* Exercise directions
Write out the material exactly, with the pictures left out.

* Data shown
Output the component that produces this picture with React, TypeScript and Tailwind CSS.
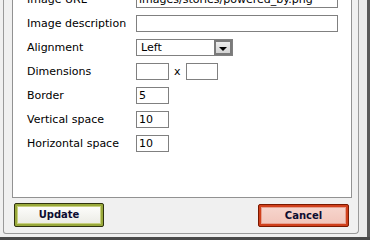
import React from "react";

const font = { fontFamily: '"DejaVu Sans", Verdana, sans-serif' };

function Row({ label, children }: { label: string; children: React.ReactNode }) {
  return (
    <div className="flex h-[24px] items-start">
      <div className="mt-[3px] w-[109px] shrink-0 text-[11px] leading-[17px] text-black">{label}</div>
      <div className="mt-[3px] flex items-center">{children}</div>
    </div>
  );
}

function Input({ w, value }: { w: string; value?: string }) {
  return (
    <div className={`${w} h-[17px] border border-[#808080] bg-white pl-[2px] text-[11px] leading-[15px] text-black whitespace-nowrap overflow-hidden`}>
      {value ?? ""}
    </div>
  );
}

export default function App() {
  return (
    <div className="flex h-[240px] w-[370px] flex-col overflow-hidden bg-[#f0f0f0]" style={font}>
      <div className="flex h-[237px] shrink-0">
        <div className="w-[3px] shrink-0" />
        <div className="flex h-[234px] w-[356px] shrink-0 flex-col rounded-br-[4px] rounded-bl-[3px] border-b border-l border-r border-[#9a9a9a] bg-[#f0f0f0]">
          <div className="ml-[8px] mt-[-20px] flex w-[340px] flex-1 flex-col border border-[#929292] bg-white pl-[14px] pt-[7px]">
            <Row label="Image URL">
              <Input w="w-[202px]" value="images/stories/powered_by.png" />
            </Row>
            <Row label="Image description">
              <Input w="w-[202px]" />
            </Row>
            <Row label="Alignment">
              <div className="flex h-[17px] w-[97px] border border-[#808080] bg-white">
                <div className="flex-1 pl-[4px] text-[11px] leading-[15px] text-black">Left</div>
                <div className="flex h-[15px] w-[18px] items-end justify-center border-2 border-[#7a7a7a] bg-[linear-gradient(#ececec,#d4d4d4)] pb-[1px]">
                  <svg width="8" height="5" viewBox="0 0 8 5">
                    <path d="M0 0 L8 0 L4 4 Z" fill="#000" />
                  </svg>
                </div>
              </div>
            </Row>
            <Row label="Dimensions">
              <Input w="w-[33px]" />
              <span className="mx-[5px] text-[11px] leading-[17px] text-black">x</span>
              <Input w="w-[32px]" />
            </Row>
            <Row label="Border">
              <Input w="w-[33px]" value="5" />
            </Row>
            <Row label="Vertical space">
              <Input w="w-[33px]" value="10" />
            </Row>
            <Row label="Horizontal space">
              <Input w="w-[33px]" value="10" />
            </Row>
          </div>
          <div className="flex h-[35px] shrink-0 items-start justify-between pl-[10px] pr-[9px] pt-[5px]">
            <div className="h-[24px] w-[90px] rounded-[2px] border border-[#2e3210] p-[2px] bg-[#98a83a]">
              <div className="flex h-full w-full items-center justify-center border border-[#c8d080] bg-[linear-gradient(#fcfcfa,#ecece6)] text-[10px] font-bold leading-none text-[#0c0c30]">
                Update
              </div>
            </div>
            <div className="mt-[1px] h-[23px] w-[91px] rounded-[2px] border border-[#7a1800] p-[2px] bg-[#d0401c]">
              <div className="flex h-full w-full items-center justify-center border border-[#e8a090] bg-[linear-gradient(#f6d4cc,#f2c6bc)] text-[10px] font-bold leading-none text-[#0c0c30]">
                Cancel
              </div>
            </div>
          </div>
        </div>
        <div className="w-[8px] shrink-0 bg-[#ececec]" />
        <div className="flex-1 bg-[#5a5a5a]" />
      </div>
      <div className="flex-1 bg-[#4a4a4a]" />
    </div>
  );
}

* Result of the task
Output the component that produces this picture with React, TypeScript and Tailwind CSS.
import React from "react";

const font = { fontFamily: '"DejaVu Sans", Verdana, sans-serif' };

function Row({ label, children }: { label: string; children: React.ReactNode }) {
  return (
    <div className="flex h-[24px] items-start">
      <div className="mt-[3px] w-[109px] shrink-0 text-[11px] leading-[17px] text-black">{label}</div>
      <div className="mt-[3px] flex items-center">{children}</div>
    </div>
  );
}

function Input({ w, value }: { w: string; value?: string }) {
  return (
    <div className={`${w} h-[17px] border border-[#808080] bg-white pl-[2px] text-[11px] leading-[15px] text-black whitespace-nowrap overflow-hidden`}>
      {value ?? ""}
    </div>
  );
}

export default function App() {
  return (
    <div className="flex h-[240px] w-[370px] flex-col overflow-hidden bg-[#f0f0f0]" style={font}>
      <div className="flex h-[237px] shrink-0">
        <div className="w-[3px] shrink-0" />
        <div className="flex h-[234px] w-[356px] shrink-0 flex-col rounded-br-[4px] rounded-bl-[3px] border-b border-l border-r border-[#9a9a9a] bg-[#f0f0f0]">
          <div className="ml-[8px] mt-[-20px] flex w-[340px] flex-1 flex-col border border-[#929292] bg-white pl-[14px] pt-[7px]">
            <Row label="Image URL">
              <Input w="w-[202px]" value="images/stories/powered_by.png" />
            </Row>
            <Row label="Image description">
              <Input w="w-[202px]" />
            </Row>
            <Row label="Alignment">
              <div className="flex h-[17px] w-[97px] border border-[#808080] bg-white">
                <div className="flex-1 pl-[4px] text-[11px] leading-[15px] text-black">Left</div>
                <div className="flex h-[15px] w-[18px] items-end justify-center border-2 border-[#7a7a7a] bg-[linear-gradient(#ececec,#d4d4d4)] pb-[1px]">
                  <svg width="8" height="5" viewBox="0 0 8 5">
                    <path d="M0 0 L8 0 L4 4 Z" fill="#000" />
                  </svg>
                </div>
              </div>
            </Row>
            <Row label="Dimensions">
              <Input w="w-[33px]" />
              <span className="mx-[5px] text-[11px] leading-[17px] text-black">x</span>
              <Input w="w-[32px]" />
            </Row>
            <Row label="Border">
              <Input w="w-[33px]" value="5" />
            </Row>
            <Row label="Vertical space">
              <Input w="w-[33px]" value="10" />
            </Row>
            <Row label="Horizontal space">
              <Input w="w-[33px]" value="10" />
            </Row>
          </div>
          <div className="flex h-[35px] shrink-0 items-start justify-between pl-[10px] pr-[9px] pt-[5px]">
            <div className="h-[24px] w-[90px] rounded-[2px] border border-[#2e3210] p-[2px] bg-[#98a83a]">
              <div className="flex h-full w-full items-center justify-center border border-[#c8d080] bg-[linear-gradient(#fcfcfa,#ecece6)] text-[10px] font-bold leading-none text-[#0c0c30]">
                Update
              </div>
            </div>
            <div className="mt-[1px] h-[23px] w-[91px] rounded-[2px] border border-[#7a1800] p-[2px] bg-[#d0401c]">
              <div className="flex h-full w-full items-center justify-center border border-[#e8a090] bg-[linear-gradient(#f6d4cc,#f2c6bc)] text-[10px] font-bold leading-none text-[#0c0c30]">
                Cancel
              </div>
            </div>
          </div>
        </div>
        <div className="w-[8px] shrink-0 bg-[#ececec]" />
        <div className="flex-1 bg-[#5a5a5a]" />
      </div>
      <div className="flex-1 bg-[#4a4a4a]" />
    </div>
  );
}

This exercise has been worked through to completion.